Starring Byung-hun Lee ( A Bittersweet Life, The Good, the Bad, the Weird, G.I. Joe: The Rise of Cobra) and Min-sik Choi (The Quiet Family, Oldboy, Crying Fist, Lady Vengeance) and directed by Jee-woon Kim (The Quiet Family, A Tale of Two Sisters, A Bittersweet Life, The Good, the Bad, the Weird), I Saw the Devil is devilishly hard to watch.
The film opens with a young girl, Joo-yeon, who is travelling by car through a snow covered countryside. Her car tyre goes flat and while she is waiting for the breakdown service to arrive, she calls her fiance Kim Soo-hyeon (Byung-hun Lee), who works for the Korean Secret Service. While she is talking to Kim a man comes up, Kyung-chul (Min-sik Choi) and offers to change her tyre for her.
Joo-yeon refuses and the man leaves only to return with a hammer to smash her window in with. He strikes her with the hammer and takes her unconscious body away. Kim is understandably upset that his fiancée is in danger. Kyung-chul in the meantime has raped and murdered Joo-yeon. Afterwards he cuts her body up and scatters the pieces around the countryside.
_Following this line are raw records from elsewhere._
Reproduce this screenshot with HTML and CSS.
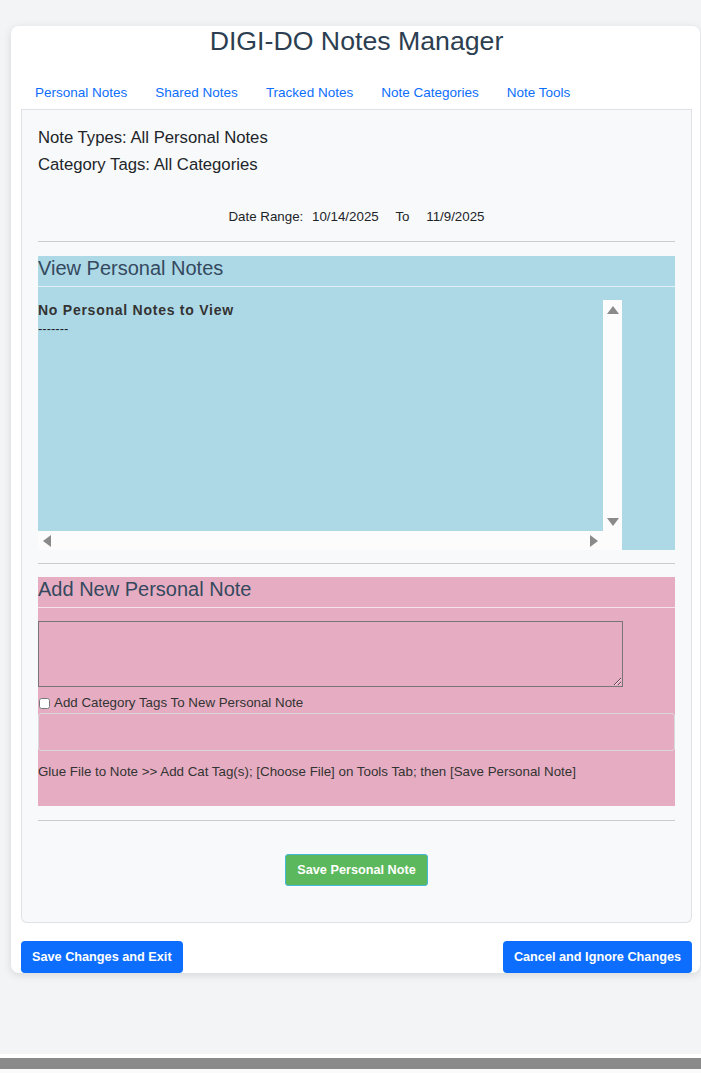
FILE: index.html
```html
<!DOCTYPE html>
<html lang="en">
<head>
  <meta charset="UTF-8" />
  <meta name="viewport" content="width=device-width, initial-scale=1.0" />
  <title>DIGI-DO Notes Manager</title>
  <link rel="stylesheet" href="styles.css">
</head>
<body>
  <div class="card">
    <h1 class="page-title">DIGI-DO Notes Manager</h1>
    <nav class="tabs">
      <a href="#" class="tab">Personal Notes</a>
      <a href="#" class="tab">Shared Notes</a>
      <a href="#" class="tab">Tracked Notes</a>
      <a href="#" class="tab">Note Categories</a>
      <a href="#" class="tab">Note Tools</a>
    </nav>
    <div class="tab-panel">
      <div class="filter-line">Note Types: All Personal Notes</div>
      <div class="filter-line">Category Tags: All Categories</div>
      <div class="date-range">
        <span>Date Range:</span>
        <span class="date-from">10/14/2025</span>
        <span class="date-to">To</span>
        <span>11/9/2025</span>
      </div>
      <hr class="divider">

      <section class="notes-block view-block">
        <h2 class="block-title">View Personal Notes</h2>
        <div class="scroll-box">
          <div class="scroll-content">
            <div class="empty-msg">No Personal Notes to View</div>
            <div class="dashes">-------</div>
          </div>
          <div class="vbar">
            <span class="arrow arrow-up"></span>
            <span class="arrow arrow-down"></span>
          </div>
          <div class="hbar">
            <span class="arrow arrow-left"></span>
            <span class="arrow arrow-right"></span>
          </div>
          <div class="corner"></div>
        </div>
      </section>
      <hr class="divider divider-tight">

      <section class="notes-block add-block">
        <h2 class="block-title">Add New Personal Note</h2>
        <textarea class="note-input"></textarea>
        <label class="tag-check"><input type="checkbox"> Add Category Tags To New Personal Note</label>
        <div class="tag-box"></div>
        <p class="hint">Glue File to Note &gt;&gt; Add Cat Tag(s); [Choose File] on Tools Tab; then [Save Personal Note]</p>
      </section>
      <hr class="divider divider-wide">

      <div class="save-row">
        <button class="btn btn-green">Save Personal Note</button>
      </div>
    </div>
    <div class="footer-actions">
      <button class="btn btn-blue">Save Changes and Exit</button>
      <button class="btn btn-blue">Cancel and Ignore Changes</button>
    </div>
  </div>
  <div class="page-bar"></div>
</body>
</html>
```

FILE: styles.css
```css
* { box-sizing: border-box; }
html, body { margin: 0; padding: 0; }
body {
  font-family: 'Liberation Sans', Arial, sans-serif;
  background: #f3f4f6;
  color: #212529;
  min-height: 100vh;
  display: flex;
  flex-direction: column;
  padding: 26px 1px 0 11px;
}
.card {
  background: #fff;
  border-radius: 8px;
  box-shadow: 0 2px 8px rgba(0, 0, 0, 0.12);
  padding: 0 8px 0 10px;
}
.page-title {
  margin: 0;
  text-align: center;
  font-size: 26.7px;
  font-weight: 400;
  line-height: 31px;
  color: #2c3e50;
}
.tabs {
  display: flex;
  margin-top: 17px;
  border-bottom: 1px solid #dee2e6;
}
.tab {
  padding: 10px 14px 7px;
  font-size: 13.5px;
  line-height: 18px;
  color: #0d6efd;
  text-decoration: none;
}
.tab-panel {
  background: #f8f9fa;
  border: 1px solid #dee2e6;
  border-top: none;
  border-radius: 0 0 6px 6px;
  padding: 14px 16px 36px 16px;
}
.filter-line {
  font-size: 16.7px;
  line-height: 27px;
  color: #212529;
}
.date-range {
  margin-top: 29px;
  text-align: center;
  font-size: 13.33px;
  line-height: 20px;
  color: #212529;
}
.date-from { margin-left: 5px; }
.date-to { margin: 0 13px; }
.divider {
  border: none;
  border-top: 1px solid #ccc;
  margin: 14px 0;
}
.divider-tight { margin: 13px 0; }
.view-block { background: #add8e6; }
.add-block { background: #e6adc2; padding-bottom: 26px; }
.block-title {
  margin: 0;
  font-size: 20px;
  font-weight: 400;
  line-height: 24px;
  color: #34495e;
  padding-bottom: 6px;
  border-bottom: 1px solid rgba(255, 255, 255, 0.65);
}
.scroll-box {
  margin-top: 13px;
  width: 584px;
  height: 250px;
  display: grid;
  grid-template-columns: 1fr 19px;
  grid-template-rows: 1fr 19px;
}
.scroll-content { overflow: hidden; }
.empty-msg {
  font-weight: bold;
  font-size: 14px;
  letter-spacing: 0.75px;
  line-height: 20px;
  color: #333;
}
.dashes { font-size: 13px; line-height: 17px; }
.vbar, .hbar, .corner { background: #fcfcfc; }
.vbar {
  display: flex;
  flex-direction: column;
  justify-content: space-between;
  align-items: center;
  padding: 6px 0 5px;
}
.hbar {
  display: flex;
  justify-content: space-between;
  align-items: center;
  padding: 0 5px;
}
.arrow { width: 0; height: 0; display: block; }
.arrow-up { border-left: 6px solid transparent; border-right: 6px solid transparent; border-bottom: 8px solid #8a8a8a; }
.arrow-down { border-left: 6px solid transparent; border-right: 6px solid transparent; border-top: 8px solid #8a8a8a; }
.arrow-left { border-top: 6px solid transparent; border-bottom: 6px solid transparent; border-right: 8px solid #8a8a8a; }
.arrow-right { border-top: 6px solid transparent; border-bottom: 6px solid transparent; border-left: 8px solid #8a8a8a; }
.note-input {
  display: block;
  margin-top: 13px;
  width: 585px;
  height: 66px;
  background: transparent;
  border: 1px solid #767676;
  font-family: inherit;
}
.tag-check {
  display: flex;
  align-items: center;
  margin: 8px 0 2px;
  font-size: 13.33px;
  line-height: 16px;
  color: #333;
}
.tag-check input { margin: 0 4px 0 1px; width: 11px; height: 11px; }
.tag-box {
  height: 38px;
  border: 1px solid #d9d9d9;
  border-radius: 3px;
}
.hint {
  margin: 13px 0 0;
  font-size: 13.33px;
  line-height: 16px;
  color: #333;
}
.save-row {
  display: flex;
  justify-content: center;
  padding-top: 19px;
}
.btn {
  font-family: inherit;
  font-size: 12.7px;
  font-weight: bold;
  color: #fff;
  border-radius: 4px;
  cursor: pointer;
}
.btn-green {
  background: #5cb85c;
  border: 1px solid #46b8da;
  padding: 0 11px;
  height: 32px;
  border-radius: 3px;
}
.btn-blue {
  background: #0d6efd;
  border: none;
  padding: 0 11px;
  height: 32px;
}
.footer-actions {
  display: flex;
  justify-content: space-between;
  margin-top: 18px;
}
.page-bar {
  margin: auto -1px 0 -11px;
  height: 19px;
  border-top: 4px solid #fff;
  border-bottom: 4px solid #fafafa;
  background: #8a8a8a;
}
```
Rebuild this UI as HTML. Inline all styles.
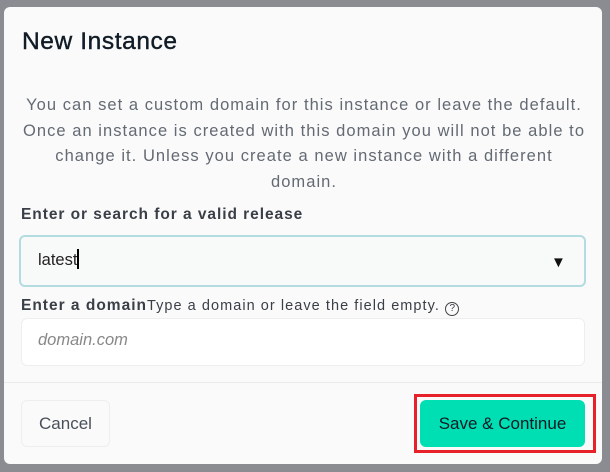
<!DOCTYPE html><html><head><style>
body{margin:0;width:610px;height:472px;background:#8b8c91;font-family:"Liberation Sans",sans-serif;position:relative;overflow:hidden}
.m{position:absolute;left:4px;top:7px;width:598px;height:457px;background:#fafafa;border-radius:6px}
.a{position:absolute}
</style></head><body>
<div class="m"></div>
<div class="a" style="left:22px;top:28px;font-size:24.5px;letter-spacing:0.6px;color:#111c26;-webkit-text-stroke:0.4px #111c26">New Instance</div>
<div class="a" style="left:5px;top:93px;width:598px;text-align:center;font-size:16.5px;letter-spacing:1.05px;line-height:25.5px;color:#646a73;white-space:nowrap">You can set a custom domain for this instance or leave the default.<br>Once an instance is created with this domain you will not be able to<br>change it. Unless you create a new instance with a different<br>domain.</div>
<div class="a" style="left:21px;top:206px;font-size:15.5px;font-weight:bold;letter-spacing:0.95px;color:#3a3f47">Enter or search for a valid release</div>
<div class="a" style="left:19px;top:235px;width:563px;height:48px;border:2px solid #b3dce0;border-radius:6px;background:#f8f9f9"></div>
<div class="a" style="left:38px;top:249px;font-size:16.5px;color:#222">latest<span style="display:inline-block;width:1.5px;height:20px;background:#000;vertical-align:-4px"></span></div>
<div class="a" style="left:551px;top:254px;font-size:15px;color:#111">▼</div>
<div class="a" style="left:21px;top:297px;font-size:15.5px;color:#3a3f47;letter-spacing:1px;white-space:nowrap"><b>Enter a domain</b><span style="font-size:14.5px;letter-spacing:1.05px">Type a domain or leave the field empty.</span> <span style="display:inline-block;width:12px;height:12px;border:1.5px solid #444;border-radius:50%;font-size:10px;text-align:center;line-height:12px;vertical-align:-1px;letter-spacing:0">?</span></div>
<div class="a" style="left:21px;top:318px;width:562px;height:46px;border:1px solid #eee;border-radius:6px;background:#fff"></div>
<div class="a" style="left:38px;top:331px;font-size:16.5px;font-style:italic;color:#888">domain.com</div>
<div class="a" style="left:4px;top:382px;width:598px;height:1px;background:#ebebeb"></div>
<div class="a" style="left:21px;top:400px;width:87px;height:45px;border:1px solid #eee;border-radius:6px;background:#fafafa;font-size:17px;color:#4a505a;text-align:center;line-height:45px">Cancel</div>
<div class="a" style="left:414px;top:394px;width:176px;height:53px;border:3px solid #e8202a"></div>
<div class="a" style="left:420px;top:400px;width:165px;height:47px;background:#00deb4;border-radius:6px;font-size:17px;color:#0e1a24;text-align:center;line-height:47px">Save &amp; Continue</div>
</body></html>
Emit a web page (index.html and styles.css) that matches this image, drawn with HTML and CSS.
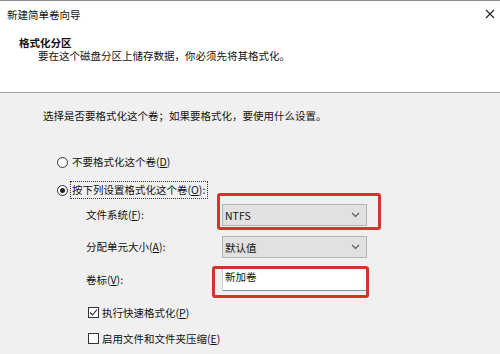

Joo-yeon’s father is a policeman, a squad leader and he is present when the police find Joo-yeon’s head. Kim Soo-yeon uses a suspect list that Joo-yeon’s father has to find the murderer. He vows to get revenge for his fiancée’s death.
Jee-woon Kim, has made a powerful and disturbing film. I Saw the Devil could be described as a modern morality tale. Kim Soo-hyeon’s cold determination to catch his fiancée’s killer, has him brutally questioning the suspects to narrow down his search for the killer. When he finally discovers that it is Kyung-chul, he begins a series of violent and gory retribution against him.
Kyung-chul though is a different animal from the usual sexual predator. He is actually a predator, full stop. Kim’s brutal torturing of Kyung-chul just makes things worse. Kim finds out, to his horror, that Kyung-chul is a twisted type A personality, a ‘right-man’ who will not stop until he has either won or died.
When Kyung-chul finds out who has been tracking him and injuring him repeatedly, he vows his own revenge on Kim Soo-yeon. A deadly cat and mouse game between the two ensues, with Kim having to sink to the same level of evil as Kyung-chul.
The film was excruciating to watch. The rape scenes were uncomfortable and horrible. The scenes of retribution against Min-sik’s character, although satisfying, were equally horrible to watch. Although we feel the rage that Kim feels and that the actions he takes are justified. We cannot help but be saddened by the toll it takes him and on everyone involved.
The police are frustrated and angry, Kim begins to lose his grip on normalcy and everyone peripherally involved gets caught up in the action.
This is the latest offering from Jee-woon Kim, one of the best directors in South Korea. If you are a Jee-woon fan you will not want to miss this film. If you are not aware of Jee-woon Kim’s work, it is a good introduction to his prowess as a director.